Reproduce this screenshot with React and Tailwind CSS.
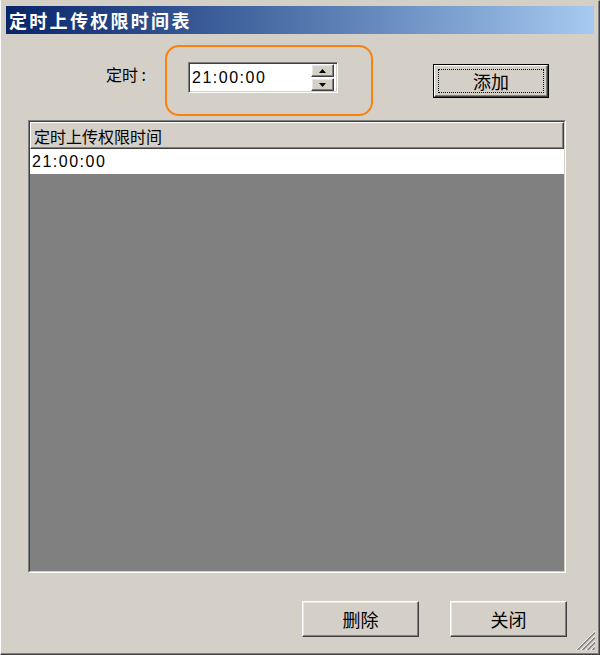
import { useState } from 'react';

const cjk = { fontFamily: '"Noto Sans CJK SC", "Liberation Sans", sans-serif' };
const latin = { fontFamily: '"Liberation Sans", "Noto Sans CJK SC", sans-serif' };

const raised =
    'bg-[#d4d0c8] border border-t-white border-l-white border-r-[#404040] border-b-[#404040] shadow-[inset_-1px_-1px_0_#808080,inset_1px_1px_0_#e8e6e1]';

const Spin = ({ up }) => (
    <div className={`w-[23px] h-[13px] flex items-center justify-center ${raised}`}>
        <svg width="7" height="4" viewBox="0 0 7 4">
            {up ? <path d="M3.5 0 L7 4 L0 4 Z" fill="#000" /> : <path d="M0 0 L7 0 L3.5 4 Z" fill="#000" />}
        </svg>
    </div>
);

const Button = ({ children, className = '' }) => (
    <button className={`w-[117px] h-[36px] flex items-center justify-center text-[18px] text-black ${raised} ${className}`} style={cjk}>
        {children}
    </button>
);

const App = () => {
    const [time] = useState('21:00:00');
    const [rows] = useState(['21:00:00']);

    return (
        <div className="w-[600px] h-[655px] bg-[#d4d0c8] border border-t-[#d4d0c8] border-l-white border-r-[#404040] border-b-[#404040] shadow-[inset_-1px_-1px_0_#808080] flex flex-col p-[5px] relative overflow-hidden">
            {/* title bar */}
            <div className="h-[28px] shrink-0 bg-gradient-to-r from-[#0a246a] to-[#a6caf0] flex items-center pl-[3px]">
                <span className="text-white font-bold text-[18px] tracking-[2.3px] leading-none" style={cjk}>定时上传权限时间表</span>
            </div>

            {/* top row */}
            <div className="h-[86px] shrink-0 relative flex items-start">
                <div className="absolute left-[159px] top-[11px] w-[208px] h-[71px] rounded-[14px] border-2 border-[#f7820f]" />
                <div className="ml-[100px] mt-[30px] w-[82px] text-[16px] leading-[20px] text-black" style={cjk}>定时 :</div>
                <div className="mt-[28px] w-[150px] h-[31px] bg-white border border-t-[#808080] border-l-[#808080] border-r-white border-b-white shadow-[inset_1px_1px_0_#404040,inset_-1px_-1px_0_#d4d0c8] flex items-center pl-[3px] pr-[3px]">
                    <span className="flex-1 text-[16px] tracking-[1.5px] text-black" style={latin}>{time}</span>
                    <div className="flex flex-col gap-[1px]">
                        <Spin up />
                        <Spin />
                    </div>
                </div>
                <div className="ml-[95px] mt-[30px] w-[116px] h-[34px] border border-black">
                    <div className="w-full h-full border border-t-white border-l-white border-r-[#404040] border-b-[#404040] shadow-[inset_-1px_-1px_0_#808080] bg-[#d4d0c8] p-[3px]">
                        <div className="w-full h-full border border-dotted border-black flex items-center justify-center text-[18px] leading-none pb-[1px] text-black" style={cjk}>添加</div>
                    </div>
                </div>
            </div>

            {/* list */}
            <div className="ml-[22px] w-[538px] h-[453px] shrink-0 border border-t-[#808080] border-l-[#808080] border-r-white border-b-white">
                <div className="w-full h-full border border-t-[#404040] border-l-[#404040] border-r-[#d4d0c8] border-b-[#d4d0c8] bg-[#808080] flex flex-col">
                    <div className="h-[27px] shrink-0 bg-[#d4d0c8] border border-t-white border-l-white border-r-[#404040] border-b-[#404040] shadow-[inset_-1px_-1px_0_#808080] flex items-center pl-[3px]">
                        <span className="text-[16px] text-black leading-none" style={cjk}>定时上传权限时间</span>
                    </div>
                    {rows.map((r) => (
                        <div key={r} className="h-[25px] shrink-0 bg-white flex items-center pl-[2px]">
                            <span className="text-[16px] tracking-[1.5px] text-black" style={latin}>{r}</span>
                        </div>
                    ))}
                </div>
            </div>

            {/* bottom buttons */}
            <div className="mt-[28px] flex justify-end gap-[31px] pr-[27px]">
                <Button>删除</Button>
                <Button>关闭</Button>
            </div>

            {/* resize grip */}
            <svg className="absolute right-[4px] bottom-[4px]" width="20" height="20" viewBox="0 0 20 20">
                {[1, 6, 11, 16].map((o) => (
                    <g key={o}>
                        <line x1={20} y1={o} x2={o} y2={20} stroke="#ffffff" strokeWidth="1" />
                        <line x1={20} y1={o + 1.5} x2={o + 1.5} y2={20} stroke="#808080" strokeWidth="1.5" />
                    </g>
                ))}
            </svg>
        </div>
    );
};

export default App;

# The task:
Write the lines above out again exactly, without any of their pictures.

# Solution to this task:
Reproduce this screenshot with React and Tailwind CSS.
import { useState } from 'react';

const cjk = { fontFamily: '"Noto Sans CJK SC", "Liberation Sans", sans-serif' };
const latin = { fontFamily: '"Liberation Sans", "Noto Sans CJK SC", sans-serif' };

const raised =
    'bg-[#d4d0c8] border border-t-white border-l-white border-r-[#404040] border-b-[#404040] shadow-[inset_-1px_-1px_0_#808080,inset_1px_1px_0_#e8e6e1]';

const Spin = ({ up }) => (
    <div className={`w-[23px] h-[13px] flex items-center justify-center ${raised}`}>
        <svg width="7" height="4" viewBox="0 0 7 4">
            {up ? <path d="M3.5 0 L7 4 L0 4 Z" fill="#000" /> : <path d="M0 0 L7 0 L3.5 4 Z" fill="#000" />}
        </svg>
    </div>
);

const Button = ({ children, className = '' }) => (
    <button className={`w-[117px] h-[36px] flex items-center justify-center text-[18px] text-black ${raised} ${className}`} style={cjk}>
        {children}
    </button>
);

const App = () => {
    const [time] = useState('21:00:00');
    const [rows] = useState(['21:00:00']);

    return (
        <div className="w-[600px] h-[655px] bg-[#d4d0c8] border border-t-[#d4d0c8] border-l-white border-r-[#404040] border-b-[#404040] shadow-[inset_-1px_-1px_0_#808080] flex flex-col p-[5px] relative overflow-hidden">
            {/* title bar */}
            <div className="h-[28px] shrink-0 bg-gradient-to-r from-[#0a246a] to-[#a6caf0] flex items-center pl-[3px]">
                <span className="text-white font-bold text-[18px] tracking-[2.3px] leading-none" style={cjk}>定时上传权限时间表</span>
            </div>

            {/* top row */}
            <div className="h-[86px] shrink-0 relative flex items-start">
                <div className="absolute left-[159px] top-[11px] w-[208px] h-[71px] rounded-[14px] border-2 border-[#f7820f]" />
                <div className="ml-[100px] mt-[30px] w-[82px] text-[16px] leading-[20px] text-black" style={cjk}>定时 :</div>
                <div className="mt-[28px] w-[150px] h-[31px] bg-white border border-t-[#808080] border-l-[#808080] border-r-white border-b-white shadow-[inset_1px_1px_0_#404040,inset_-1px_-1px_0_#d4d0c8] flex items-center pl-[3px] pr-[3px]">
                    <span className="flex-1 text-[16px] tracking-[1.5px] text-black" style={latin}>{time}</span>
                    <div className="flex flex-col gap-[1px]">
                        <Spin up />
                        <Spin />
                    </div>
                </div>
                <div className="ml-[95px] mt-[30px] w-[116px] h-[34px] border border-black">
                    <div className="w-full h-full border border-t-white border-l-white border-r-[#404040] border-b-[#404040] shadow-[inset_-1px_-1px_0_#808080] bg-[#d4d0c8] p-[3px]">
                        <div className="w-full h-full border border-dotted border-black flex items-center justify-center text-[18px] leading-none pb-[1px] text-black" style={cjk}>添加</div>
                    </div>
                </div>
            </div>

            {/* list */}
            <div className="ml-[22px] w-[538px] h-[453px] shrink-0 border border-t-[#808080] border-l-[#808080] border-r-white border-b-white">
                <div className="w-full h-full border border-t-[#404040] border-l-[#404040] border-r-[#d4d0c8] border-b-[#d4d0c8] bg-[#808080] flex flex-col">
                    <div className="h-[27px] shrink-0 bg-[#d4d0c8] border border-t-white border-l-white border-r-[#404040] border-b-[#404040] shadow-[inset_-1px_-1px_0_#808080] flex items-center pl-[3px]">
                        <span className="text-[16px] text-black leading-none" style={cjk}>定时上传权限时间</span>
                    </div>
                    {rows.map((r) => (
                        <div key={r} className="h-[25px] shrink-0 bg-white flex items-center pl-[2px]">
                            <span className="text-[16px] tracking-[1.5px] text-black" style={latin}>{r}</span>
                        </div>
                    ))}
                </div>
            </div>

            {/* bottom buttons */}
            <div className="mt-[28px] flex justify-end gap-[31px] pr-[27px]">
                <Button>删除</Button>
                <Button>关闭</Button>
            </div>

            {/* resize grip */}
            <svg className="absolute right-[4px] bottom-[4px]" width="20" height="20" viewBox="0 0 20 20">
                {[1, 6, 11, 16].map((o) => (
                    <g key={o}>
                        <line x1={20} y1={o} x2={o} y2={20} stroke="#ffffff" strokeWidth="1" />
                        <line x1={20} y1={o + 1.5} x2={o + 1.5} y2={20} stroke="#808080" strokeWidth="1.5" />
                    </g>
                ))}
            </svg>
        </div>
    );
};

export default App;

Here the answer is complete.